Ihr trauriges Schicksal zeigt, wie unbarmherzig die Welt vor 200 Jahren mit Menschen umging, die sich nicht in die strenge Ordnung einfügten, vor allem dann, wenn sie von Beginn an außerhalb der Gesellschaft standen. Die Volkszählung im Arenberger Land von 1781/82 erwähnt Margaretha Schucht nicht. In den Zählungslisten heißt es: „Ausländische Hüttenarbeiter, Domestiquen und Tagelöhner …. in obige Köpf nit inbegriffen.“ Margaretha galt nicht als Arenbergerin, sie war „Domestique“ (Magd) oder Tagelöhnerin.

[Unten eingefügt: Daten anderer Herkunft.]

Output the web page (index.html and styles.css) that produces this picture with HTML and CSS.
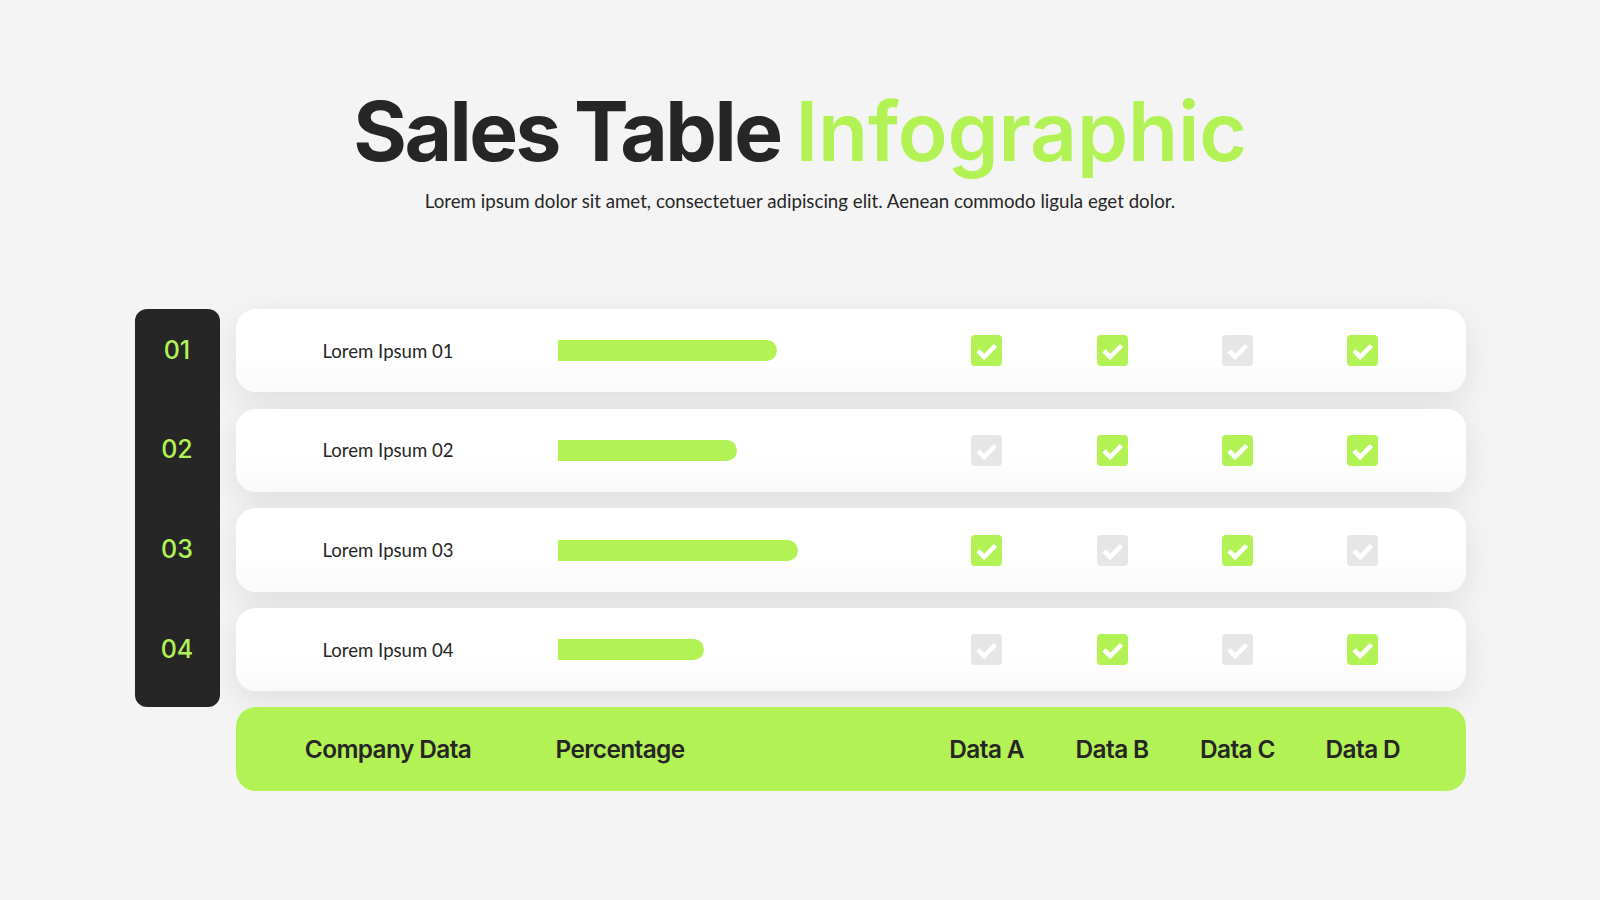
FILE: index.html
```html
<!DOCTYPE html>
<html lang="en">
<head>
<meta charset="utf-8">
<title>Sales Table Infographic</title>
<link rel="stylesheet" href="styles.css">
</head>
<body>
<main class="page">
  <header class="head">
    <h1 class="title">Sales Table <span class="accent">Infographic</span></h1>
    <p class="subtitle">Lorem ipsum dolor sit amet, consectetuer adipiscing elit. Aenean commodo ligula eget dolor.</p>
  </header>

  <section class="table">
    <div class="index-col">
      <div class="num">01</div>
      <div class="num">02</div>
      <div class="num">03</div>
      <div class="num">04</div>
    </div>

    <div class="rows">
      <div class="row">
        <div class="label">Lorem Ipsum 01</div>
        <div class="pct"><div class="bar" style="width:219px"></div></div>
        <div class="cell"><span class="box on"><svg viewBox="0 0 31 31"><path d="M7 15.8 L13.2 22 L24.5 10.5"/></svg></span></div>
        <div class="cell"><span class="box on"><svg viewBox="0 0 31 31"><path d="M7 15.8 L13.2 22 L24.5 10.5"/></svg></span></div>
        <div class="cell"><span class="box off"><svg viewBox="0 0 31 31"><path d="M7 15.8 L13.2 22 L24.5 10.5"/></svg></span></div>
        <div class="cell"><span class="box on"><svg viewBox="0 0 31 31"><path d="M7 15.8 L13.2 22 L24.5 10.5"/></svg></span></div>
      </div>
      <div class="row">
        <div class="label">Lorem Ipsum 02</div>
        <div class="pct"><div class="bar" style="width:179px"></div></div>
        <div class="cell"><span class="box off"><svg viewBox="0 0 31 31"><path d="M7 15.8 L13.2 22 L24.5 10.5"/></svg></span></div>
        <div class="cell"><span class="box on"><svg viewBox="0 0 31 31"><path d="M7 15.8 L13.2 22 L24.5 10.5"/></svg></span></div>
        <div class="cell"><span class="box on"><svg viewBox="0 0 31 31"><path d="M7 15.8 L13.2 22 L24.5 10.5"/></svg></span></div>
        <div class="cell"><span class="box on"><svg viewBox="0 0 31 31"><path d="M7 15.8 L13.2 22 L24.5 10.5"/></svg></span></div>
      </div>
      <div class="row">
        <div class="label">Lorem Ipsum 03</div>
        <div class="pct"><div class="bar" style="width:240px"></div></div>
        <div class="cell"><span class="box on"><svg viewBox="0 0 31 31"><path d="M7 15.8 L13.2 22 L24.5 10.5"/></svg></span></div>
        <div class="cell"><span class="box off"><svg viewBox="0 0 31 31"><path d="M7 15.8 L13.2 22 L24.5 10.5"/></svg></span></div>
        <div class="cell"><span class="box on"><svg viewBox="0 0 31 31"><path d="M7 15.8 L13.2 22 L24.5 10.5"/></svg></span></div>
        <div class="cell"><span class="box off"><svg viewBox="0 0 31 31"><path d="M7 15.8 L13.2 22 L24.5 10.5"/></svg></span></div>
      </div>
      <div class="row">
        <div class="label">Lorem Ipsum 04</div>
        <div class="pct"><div class="bar" style="width:146px"></div></div>
        <div class="cell"><span class="box off"><svg viewBox="0 0 31 31"><path d="M7 15.8 L13.2 22 L24.5 10.5"/></svg></span></div>
        <div class="cell"><span class="box on"><svg viewBox="0 0 31 31"><path d="M7 15.8 L13.2 22 L24.5 10.5"/></svg></span></div>
        <div class="cell"><span class="box off"><svg viewBox="0 0 31 31"><path d="M7 15.8 L13.2 22 L24.5 10.5"/></svg></span></div>
        <div class="cell"><span class="box on"><svg viewBox="0 0 31 31"><path d="M7 15.8 L13.2 22 L24.5 10.5"/></svg></span></div>
      </div>
    </div>

    <div class="footer">
      <div class="f-label">Company Data</div>
      <div class="f-pct">Percentage</div>
      <div class="f-cell">Data A</div>
      <div class="f-cell">Data B</div>
      <div class="f-cell">Data C</div>
      <div class="f-cell">Data D</div>
    </div>
  </section>
</main>
</body>
</html>
```

FILE: styles.css
```css
* { box-sizing: border-box; }

html, body {
  margin: 0;
  padding: 0;
  background: #f4f4f4;
}

body {
  width: 1600px;
  height: 900px;
  overflow: hidden;
  color: #262626;
  font-family: "Inter", "Liberation Sans", sans-serif;
}

.page {
  padding-top: 91px;
}

.head {
  text-align: center;
}

.title {
  margin: 0;
  font-family: "Inter", sans-serif;
  font-weight: 700;
  font-size: 82px;
  line-height: 82px;
  letter-spacing: -2.5px;
  word-spacing: -2px;
  color: #262626;
}

.accent {
  color: #b3f255;
  font-weight: 600;
  letter-spacing: -0.2px;
}

.subtitle {
  margin: 16px 0 0;
  font-family: "Lato", "Open Sans", sans-serif;
  font-size: 18.7px;
  line-height: 24px;
  color: #262626;
}

.table {
  width: 1331px;
  margin: 96px auto 0;
  display: grid;
  grid-template-columns: 85px 1230px;
  column-gap: 16px;
}

.index-col {
  grid-column: 1;
  grid-row: 1;
  background: #262626;
  border-radius: 12px;
  display: flex;
  flex-direction: column;
  gap: 16.3px;
  padding-bottom: 16px;
}

.num {
  height: 83.4px;
  display: flex;
  align-items: center;
  justify-content: center;
  font-family: "Inter", sans-serif;
  font-weight: 500;
  font-size: 25px;
  color: #b3f255;
  padding-bottom: 2px;
}

.rows {
  grid-column: 2;
  grid-row: 1;
  display: flex;
  flex-direction: column;
  gap: 16.3px;
  padding-bottom: 16px;
}

.row,
.footer {
  height: 83.4px;
  border-radius: 20px;
  display: grid;
  grid-template-columns: 305px 383.5px repeat(4, 125.4px);
  align-items: center;
}

.row {
  background: linear-gradient(180deg, #ffffff 55%, #fafafa 100%);
  box-shadow: 0 10px 34px rgba(0, 0, 0, 0.09);
}

.label {
  text-align: center;
  font-family: "Lato", "Open Sans", sans-serif;
  font-size: 18.6px;
  color: #262626;
}

.pct {
  padding-left: 17px;
  display: flex;
}

.bar {
  height: 21px;
  background: #b3f255;
  border-radius: 0 11px 11px 0;
}

.cell {
  display: flex;
  justify-content: center;
}

.box {
  width: 31px;
  height: 31px;
  border-radius: 4px;
  display: block;
}

.box svg {
  display: block;
  width: 31px;
  height: 31px;
  fill: none;
  stroke: #ffffff;
  stroke-width: 4.6;
  stroke-linecap: butt;
  stroke-linejoin: miter;
}

.box.on { background: #b3f255; }
.box.off { background: #e6e6e6; }

.footer {
  grid-column: 2;
  grid-row: 2;
  background: #b3f255;
  font-family: "Inter", sans-serif;
  font-weight: 600;
  font-size: 24.4px;
  letter-spacing: -0.6px;
  color: #262626;
}

.f-label { text-align: center; }
.f-pct { padding-left: 15px; }
.f-cell { text-align: center; }
```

Der Weg in eine ungewisse Zukunft

  1. Um 1790 taucht auf der Abentheuerhütte bei Birkenfeld ein Stahlarbeiter Johannes Wagner auf, vermutlich der Vater des Kindes. Wagner war damals verheiratet mit Maria Barbara Weber.
  2. Margaretha selbst ging offenbar nicht ins Birkenfelder Land zu ihrem ehemaligen Geliebten, sie wird in Abentheuer nicht im Familienbuch erwähnt.
  3. Margaretha ging nicht zurück nach Miesenheim, ihrem Geburtsort. Im Familienbuch Miesenheim wird sie nicht genannt. Ihr Vater Peter Schucht ist in Miesenheim bezeugt.
  4. Die Taufe des unehelichen Kleinkindes Schucht wird nicht in den Kirchenbüchern von Antweiler, Dorsel, Üxheim und Aremberg erwähnt. Geburts- und Taufort sind bisher unbekannt. Unbekannt bleibt damit auch, ob es ein Junge oder ein Mädchen war.
  5. Uneheliche Geburten waren im Herzogtum Arenberg um 1780 keine Seltenheit. Sie wurden in der Regel mit einer Geldbuße belegt.
    Beispiel10): Oktober 1782 im Ort Aremberg: „Angezeigt Doctor Eysenhuts dochter ein unehelich Kind gebohren, Herrenstraf 1 Goldgulden und 2 Pfund Wachs für die Kirch.“ In Lommersdorf im Jahre 1783: „Veronica Lersch ist zum Fall gekommen und wird dieswegen mit 2 Pfd. Wachs für die Kirch und 2 Goldgulden bestraft.“ Das Beispiel der Margaretha Schucht zeigt, dass mit zweierlei Maß gemessen wurde.
  6. Der Schöffe Sebastian Marx aus Dorsel, der sich vor 1781 bemüht hatte, der jungen Mutter zu einer finanziellen Unterstützung zu verhelfen, starb 1788 in Dorsel.
  7. Den Familiennamen Schucht gibt es auch heute noch im Raum Andernach-Koblenz.
  8. Eine Nachricht über das weitere Schicksal Margarethas nach 1781 ist bisher nicht aufgetaucht. Nachforschungen der Westdeutschen Gesellschaft für Familienkunde e.V. brachten 2020 kein Ergebnis (Freundliche Unterstützung durch Herrn K.-H. Bernardy). Auch das Stadtmuseum Andernach (Herr K. Seebert) konnte keine weitere Spur ermitteln.

Anmerkungen:

  1. Arenberger Archiv, Enghien, Akte D 3981.
  2. Miesem = Miesenheim bei Andernach.
  3. Flößer.
  4. Offenbar Kleinholz zum Feueranzünden.
  5. Flachsland = Gegend bei Erkelenz im Jülicher Land.
  6. Die Ortsgemeinde Dichtelbach liegt in der Verbandsgemeinde Simmern- Rheinböllen. Sie hat heute etwa 750 Einwohner.
  7. Gemeint ist zweifellos: Je Reichstaler zu 54 Blaffert. Blaffert war eine Münze, die im Jülicher Raum im 17. Jahrhundert gängig war, vermutlich gleichbedeutend mit „Albus“.
  8. Pastor in Dorsel war 1773 – 1789 Werner Bernhard Kisselstein.
  9. Abstand = Abfindung.
  10. Landeshauptarchiv Koblenz, Bestand 19 A, Akt 73, fol. 18 und 30v.